Spot gold fell 0.4% to $1,622.65/oz by 3.12am GMT after five straight sessions of gains. US gold futures slipped 0.7% to $1,640.00/oz.

Bullion has gained 8.2% so far this week, supported by weak US unemployment data and the Federal Reserve’s unprecedented economic stimulus measures.

“I don’t see any real reason to sell gold at the moment other than perhaps to book profits before the weekend,” said Stephen Innes, chief market strategist at financial services firm AxiCorp. “Everything still looks good for gold except the dreaded need for distress sales.”

The US House of Representatives Speaker said she expected the chamber to pass an estimated $2.2-trillion virus relief bill when it meets on Friday, after the Senate’s approval on Wednesday.

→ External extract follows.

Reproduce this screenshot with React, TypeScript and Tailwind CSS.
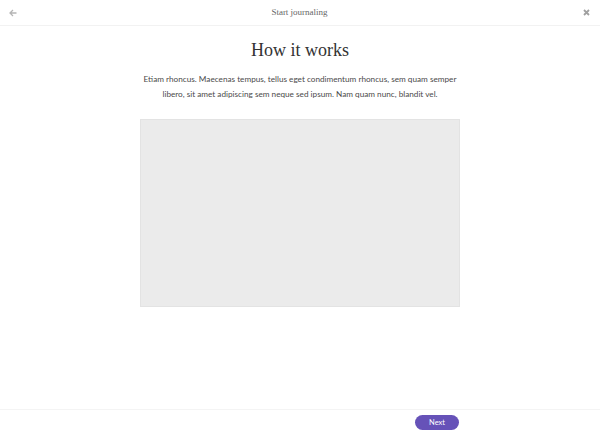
import React from 'react';

const App: React.FC = () => {
  return (
    <div className="h-[435px] w-full bg-white flex flex-col font-['Lato',sans-serif] text-[#444]">
      {/* Header */}
      <header className="h-[26px] shrink-0 border-b border-[#f2f2f2] flex items-center justify-between px-[8px]">
        <button className="w-[10px] h-[10px] flex items-center justify-center text-[#b5b5b5]">
          <svg width="8" height="8" viewBox="0 0 8 8" fill="none" stroke="currentColor" strokeWidth="1.3">
            <path d="M7.5 4H1M4 1L1 4l3 3" />
          </svg>
        </button>
        <div className="text-[9px] text-[#666] font-['Liberation_Serif',serif]">Start journaling</div>
        <button className="w-[10px] h-[10px] flex items-center justify-center text-[#a0a0a0] mr-[1px]">
          <svg width="7" height="7" viewBox="0 0 7 7" fill="none" stroke="currentColor" strokeWidth="1.8">
            <path d="M1 1l5 5M6 1L1 6" />
          </svg>
        </button>
      </header>

      {/* Main */}
      <main className="flex-1 flex flex-col items-center pt-[12px]">
        <h1 className="text-[18px] leading-[24px] text-[#333] font-['Liberation_Serif',serif]">How it works</h1>
        <p className="mt-[10px] w-[318px] text-center text-[8.2px] leading-[15px] text-[#4a4a4a]">
          Etiam rhoncus. Maecenas tempus, tellus eget condimentum rhoncus, sem quam semper libero, sit amet adipiscing sem neque sed ipsum. Nam quam nunc, blandit vel.
        </p>
        <div className="mt-[17px] w-[320px] h-[188px] bg-[#ebebeb] border border-[#e3e3e3]" />
      </main>

      {/* Footer */}
      <footer className="h-[26px] shrink-0 border-t border-[#f4f4f4] flex items-center justify-end pr-[141px]">
        <button className="w-[44px] h-[15px] rounded-full bg-[#6652b8] text-white text-[7.5px] leading-none">
          Next
        </button>
      </footer>
    </div>
  );
};

export default App;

Asian stocks rose as investors wagered policymakers will roll out additional stimulus measures to combat the pandemic after US unemployment filings surged to a record 3.28-million last week. The data was supportive for gold as it fuelled expectations for more fiscal measures, more quantitative easing and more action by the Fed, said Avtar Sandu, a senior commodities manager at Phillip Futures.

The Fed’s total balance sheet size exploded by more than half a trillion dollars in a single week, about twice the pace of the next largest weekly expansion during the 2008 financial crisis. Meanwhile, leaders of the Group of 20 major economies pledged on Thursday to inject more than $5-trillion into the global economy to limit job and income losses.

Gold market participants also kept a close eye on physical supply as virus-led lockdowns stalled supply chains. China’s net gold imports via Hong Kong halved in February from the previous month, as the outbreak slowed activity.

Palladium slipped 1.2% to $2,303.75/oz but rose 40% for the week, while platinum fell 0.2% to $734.57/oz but added more than 20% in the week. Silver rose 1.2% to $14.55/oz, heading for its best week since 2008.